One test taking tip involves anxiety reduction and physical relaxation. Whenever possible, visit the area in which the testing will take place. Familiarize yourself with the ambient sounds of the room, the seating arrangement, the lighting levels and so on. Some people do not do well on tests if they are overwhelmed by an unfamiliar test taking environment, so it pays to become familiar with the surroundings so your mind won't be distracted during the actual test.


Other test taking tips include avoiding complete sleep deprivation before taking the exam. Some people do benefit from cram sessions the night before testing, but the mind needs some time to process the flood of information it receives from intensive studying. Consuming power drinks or other highly caffeinated beverages won't necessarily help a person retain information. There is usually a crash several hours after consumption, and this crash may occur during test time if the test taker does not take time to sleep. Get sufficient rest and eat a healthy meal before taking an objective test.

There are some test taking strategies which have become very familiar to students over the years. One such strategy involves narrowing down the choices of a multiple choice test. Test creators strive to make their tests random, which means the likelihood of the same letter being the answer more than three times in a row is very low. Answers such as "all of the above" or "none of the above" are generally used sparingly, and logic dictates if even two answers are clearly wrong or right, the rest should match.

Some experts on test taking tips also suggest when in doubt, charlie out. This means whenever a test taker is guessing the answer to an unfamiliar question, the most likely response is "C", or in some cases the longest answer. Statistically speaking, it is often better to guess an answer than to leave it blank, since there is a 25% chance of getting it right through guessing, but a 100% chance of losing credit for not answering at all.
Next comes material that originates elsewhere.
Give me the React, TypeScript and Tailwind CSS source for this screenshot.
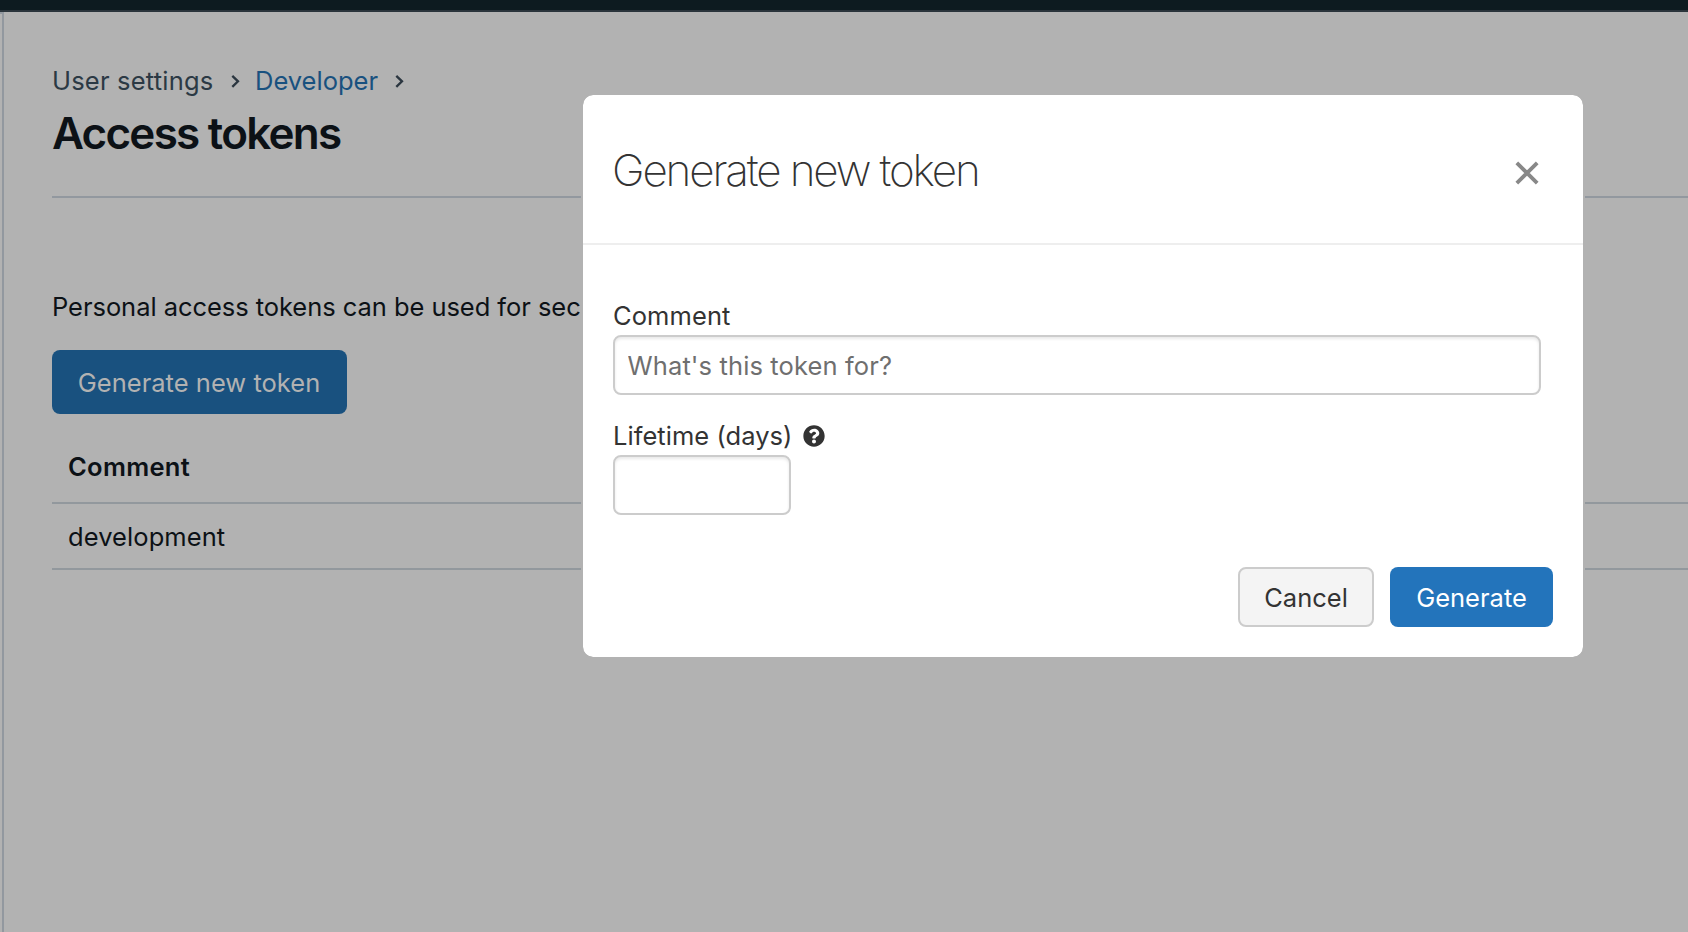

Time management is also critical when taking objective tests. If a test proctor or instructor places a strict time limit on a test section, you may want to skim through the questions quickly and complete the easiest ones first. By getting those questions out of the way, more time can be spent on the difficult or unfamiliar questions. It may also be easier to put the timer out of your mind as you work on the test. Some people perform better on a test with no time limits than on a similar test with strict time limits or a penalty for unanswered questions.
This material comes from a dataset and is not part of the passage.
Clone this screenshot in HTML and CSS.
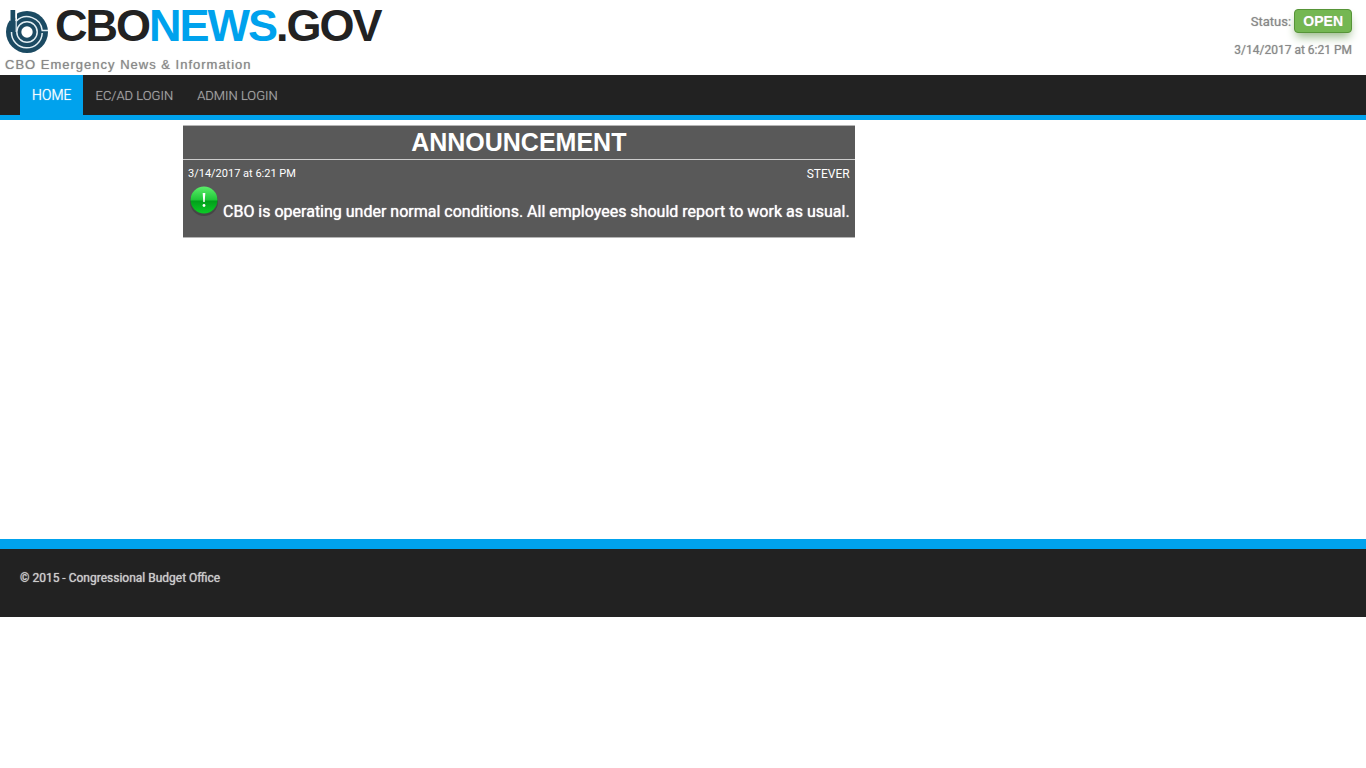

If there is an official study guide or test preparation book, it would be to your advantage to obtain one. The guide may contain any number of test taking tips specific to the demands of the actual test. Sample questions can prove very useful when taking standardized tests such as college entrance exams. There may also be complete practice tests or pre-tests available for a nominal fee. Going through the motions of a test can make it much less traumatic whenever it's time to take the real thing.


Discuss this Article

Post 5

The statistics were extremely helpful, I would have never thought that a 25% chance is better than a 0% chance. Thank you for this valuable insight, happy test taking.

Post 4

I agree with what has been posted about taking standardized tests. I would add that it's important to understand the format of the test; from the standpoint of injecting your analysis into what the test writers are looking for, the thought process is critical.For example, the LSAT employs critical thinking skills, and, if you understand the various processes of it, you will perform well on the test.

Post 3

If you're taking something like a GRE, where there can be found workbooks with sample tests, start by going to the section where the answers are found. Without studying either the questions or the answers, look at the correct answers, then go to the sample tests and black out all incorrect distractors (answers). Then, starting at the beginning of each test, write out (or type) every question, completely, and the answer and, if any are there, the explanation. Write out the whole thing for every question. By the end of the workbook, you will have a thorough grasp of the important facts that will be tested. It's a slog, but then, so is the test. How badly do you want to ace the thing? Good luck.

Post 2

Thank you for the information. Actually I have a multiple choice exam shortly on environmental science. What we received is power point handouts and I find it difficult to focus in on anything special, plus it is quite a lot.

Post 1

Good article. One thing left out is the question of knowing ahead of time if a wrong answer will be counted against you.